§ YOUR INSTRUCTIONS: Note each line of the listing that contains the string "image", and copy it.

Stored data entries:
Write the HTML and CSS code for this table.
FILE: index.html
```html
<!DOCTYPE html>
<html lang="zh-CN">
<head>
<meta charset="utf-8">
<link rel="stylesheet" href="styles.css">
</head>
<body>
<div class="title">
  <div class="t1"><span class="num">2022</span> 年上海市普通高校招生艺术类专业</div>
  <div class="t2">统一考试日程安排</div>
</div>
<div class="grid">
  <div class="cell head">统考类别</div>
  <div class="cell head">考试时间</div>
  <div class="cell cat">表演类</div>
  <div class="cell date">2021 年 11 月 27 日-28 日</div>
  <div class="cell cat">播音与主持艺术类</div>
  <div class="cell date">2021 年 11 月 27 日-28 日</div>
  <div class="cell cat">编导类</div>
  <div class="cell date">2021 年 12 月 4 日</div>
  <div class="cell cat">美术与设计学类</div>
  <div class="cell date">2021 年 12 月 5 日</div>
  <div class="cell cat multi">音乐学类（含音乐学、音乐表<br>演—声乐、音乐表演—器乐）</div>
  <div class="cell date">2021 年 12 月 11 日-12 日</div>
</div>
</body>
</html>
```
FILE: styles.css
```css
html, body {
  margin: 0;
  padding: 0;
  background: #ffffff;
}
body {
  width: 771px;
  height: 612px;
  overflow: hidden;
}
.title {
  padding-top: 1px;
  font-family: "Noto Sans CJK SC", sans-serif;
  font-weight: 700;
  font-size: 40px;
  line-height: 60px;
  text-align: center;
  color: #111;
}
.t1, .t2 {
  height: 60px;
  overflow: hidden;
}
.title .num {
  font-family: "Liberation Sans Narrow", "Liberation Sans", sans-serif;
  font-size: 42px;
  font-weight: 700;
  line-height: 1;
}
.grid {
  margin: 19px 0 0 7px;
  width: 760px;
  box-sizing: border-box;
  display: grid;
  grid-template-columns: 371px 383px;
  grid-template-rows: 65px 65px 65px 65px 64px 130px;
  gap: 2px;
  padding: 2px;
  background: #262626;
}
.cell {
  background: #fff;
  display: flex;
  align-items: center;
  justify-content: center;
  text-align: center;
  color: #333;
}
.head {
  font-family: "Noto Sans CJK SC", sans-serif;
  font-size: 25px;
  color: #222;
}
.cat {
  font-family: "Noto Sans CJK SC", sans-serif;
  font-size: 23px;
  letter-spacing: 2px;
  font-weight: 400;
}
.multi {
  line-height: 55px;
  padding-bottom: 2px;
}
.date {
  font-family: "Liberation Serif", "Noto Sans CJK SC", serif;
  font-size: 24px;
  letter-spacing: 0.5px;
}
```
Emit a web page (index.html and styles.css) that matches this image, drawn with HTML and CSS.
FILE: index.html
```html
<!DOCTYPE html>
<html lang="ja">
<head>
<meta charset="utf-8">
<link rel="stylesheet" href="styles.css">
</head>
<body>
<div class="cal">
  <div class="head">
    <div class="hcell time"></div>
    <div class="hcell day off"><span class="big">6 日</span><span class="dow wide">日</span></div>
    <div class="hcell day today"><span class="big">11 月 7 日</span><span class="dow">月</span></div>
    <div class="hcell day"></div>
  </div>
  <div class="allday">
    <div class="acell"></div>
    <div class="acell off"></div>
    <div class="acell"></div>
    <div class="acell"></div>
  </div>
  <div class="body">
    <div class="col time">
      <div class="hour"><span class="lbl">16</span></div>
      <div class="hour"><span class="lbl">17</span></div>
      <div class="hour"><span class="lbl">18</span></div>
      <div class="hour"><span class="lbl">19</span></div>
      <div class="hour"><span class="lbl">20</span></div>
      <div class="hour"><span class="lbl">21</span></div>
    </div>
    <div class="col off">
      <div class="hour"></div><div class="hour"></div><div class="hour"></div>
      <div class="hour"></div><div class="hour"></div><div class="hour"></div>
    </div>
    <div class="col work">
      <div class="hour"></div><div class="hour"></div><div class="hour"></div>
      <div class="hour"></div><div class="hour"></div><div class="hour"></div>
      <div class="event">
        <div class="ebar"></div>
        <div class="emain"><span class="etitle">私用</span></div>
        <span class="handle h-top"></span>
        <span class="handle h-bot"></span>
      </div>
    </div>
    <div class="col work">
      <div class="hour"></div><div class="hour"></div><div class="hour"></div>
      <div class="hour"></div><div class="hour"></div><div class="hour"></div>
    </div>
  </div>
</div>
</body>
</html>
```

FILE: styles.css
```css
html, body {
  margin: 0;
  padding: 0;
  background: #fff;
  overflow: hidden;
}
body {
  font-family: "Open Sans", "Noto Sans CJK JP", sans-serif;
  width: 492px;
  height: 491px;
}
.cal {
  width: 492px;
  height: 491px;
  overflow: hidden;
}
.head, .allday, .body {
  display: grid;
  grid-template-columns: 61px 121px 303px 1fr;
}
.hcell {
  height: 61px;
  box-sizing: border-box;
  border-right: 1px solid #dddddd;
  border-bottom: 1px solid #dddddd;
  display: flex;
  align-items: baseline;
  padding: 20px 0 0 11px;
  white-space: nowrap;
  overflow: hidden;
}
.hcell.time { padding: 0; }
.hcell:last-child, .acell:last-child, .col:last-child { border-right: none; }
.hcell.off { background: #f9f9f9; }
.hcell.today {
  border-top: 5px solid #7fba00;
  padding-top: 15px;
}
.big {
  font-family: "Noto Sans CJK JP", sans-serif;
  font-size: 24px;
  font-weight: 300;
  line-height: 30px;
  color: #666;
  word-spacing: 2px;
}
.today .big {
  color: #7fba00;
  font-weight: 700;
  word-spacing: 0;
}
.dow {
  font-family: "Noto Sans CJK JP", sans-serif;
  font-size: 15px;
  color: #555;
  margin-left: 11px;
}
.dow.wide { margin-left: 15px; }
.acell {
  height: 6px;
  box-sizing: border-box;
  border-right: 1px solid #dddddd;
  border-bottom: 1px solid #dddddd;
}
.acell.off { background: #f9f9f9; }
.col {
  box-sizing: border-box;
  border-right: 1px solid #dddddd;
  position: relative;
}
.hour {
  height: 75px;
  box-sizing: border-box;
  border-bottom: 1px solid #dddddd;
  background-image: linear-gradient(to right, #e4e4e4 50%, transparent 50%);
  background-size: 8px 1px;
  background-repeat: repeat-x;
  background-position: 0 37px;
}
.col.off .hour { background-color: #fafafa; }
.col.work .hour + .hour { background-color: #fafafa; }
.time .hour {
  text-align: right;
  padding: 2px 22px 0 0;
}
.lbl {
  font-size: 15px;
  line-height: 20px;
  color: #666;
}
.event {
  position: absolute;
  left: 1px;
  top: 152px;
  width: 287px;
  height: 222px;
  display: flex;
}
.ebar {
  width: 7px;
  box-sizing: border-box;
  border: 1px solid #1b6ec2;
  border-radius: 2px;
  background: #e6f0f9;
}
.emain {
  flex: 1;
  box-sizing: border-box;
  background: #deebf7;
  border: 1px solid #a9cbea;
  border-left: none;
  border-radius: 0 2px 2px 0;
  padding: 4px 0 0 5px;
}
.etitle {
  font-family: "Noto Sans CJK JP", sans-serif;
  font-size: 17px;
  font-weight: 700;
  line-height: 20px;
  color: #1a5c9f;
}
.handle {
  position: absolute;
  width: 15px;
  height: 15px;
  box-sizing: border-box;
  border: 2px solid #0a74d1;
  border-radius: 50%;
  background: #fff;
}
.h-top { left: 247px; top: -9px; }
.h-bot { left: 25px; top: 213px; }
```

§ SOLVED EXERCISE:
Emit a web page (index.html and styles.css) that matches this image, drawn with HTML and CSS.
  background-image: linear-gradient(to right, #e4e4e4 50%, transparent 50%);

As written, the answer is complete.